Turns out that he was shopping for the stone for my e-ring without telling me. He ended up proposing in May on our 8th anniversary in a secluded spot on a Thailand beach, about a week after the ring was finished.
I understand the frustration – I am also an A type personality and wanted to be super involved in buying my ring (I did a crazy amount of research). The surprise wasn’t important to me. However, my Fiance is super romantic and loves to surprise me; the surprise/moment was more important to him than the ring was to me. He took all of the info I gave him while he were ring shopping and used that to make my custom ring. My advice would be to guide him as much as you can – let him know you’re looking at rings/stone to make sure he gets you exactly what you want or if you’re hard set on picking it out yourself, let him know that!

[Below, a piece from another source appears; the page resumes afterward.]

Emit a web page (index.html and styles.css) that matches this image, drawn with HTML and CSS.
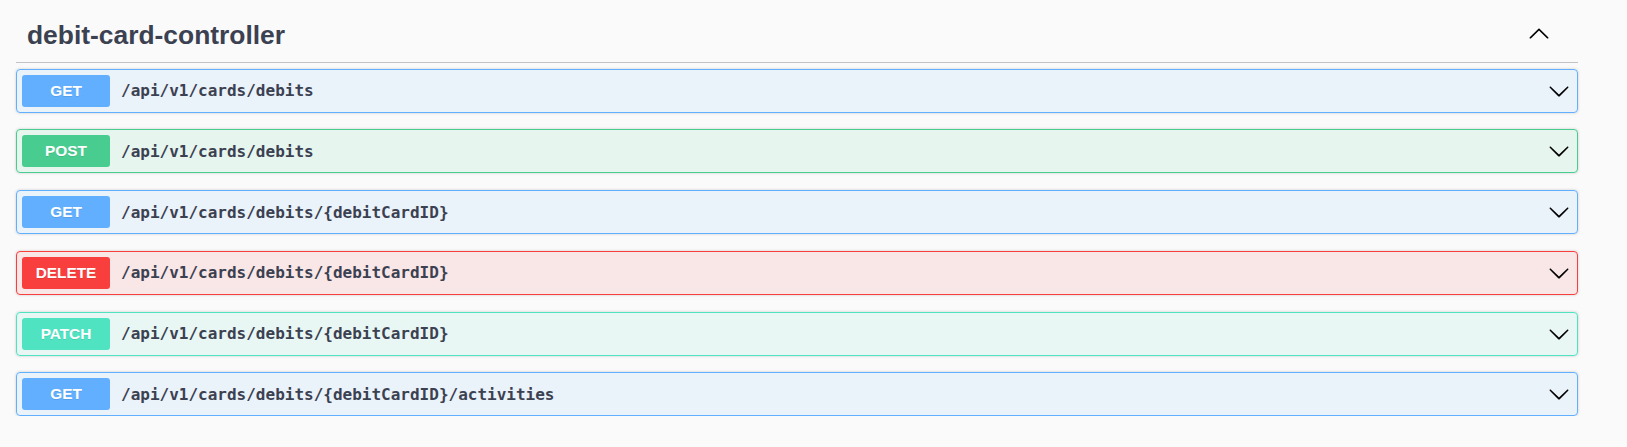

So your bf could be trying to throw you off – mine did! I wouldn’t work yourself up about it though because he may actually need time. As long as you’re confident in his understanding of the timeline and he is taking steps towards engagement try not to dwell on it (easier said than done, I know).
Post # 14
aligator90 : thanks for clarifying that makes sense 🙂
I’d still advise not to suggest when he should propose though and let him take charge of that aspect.
Post # 15
Much like my experience . I confess I don’t really understand these planned proposals that seem to take months, even years to come to fruition. I think it must be a newish thing? , I am older than most bees I think, more like ann.reid.9277 : ‘s age.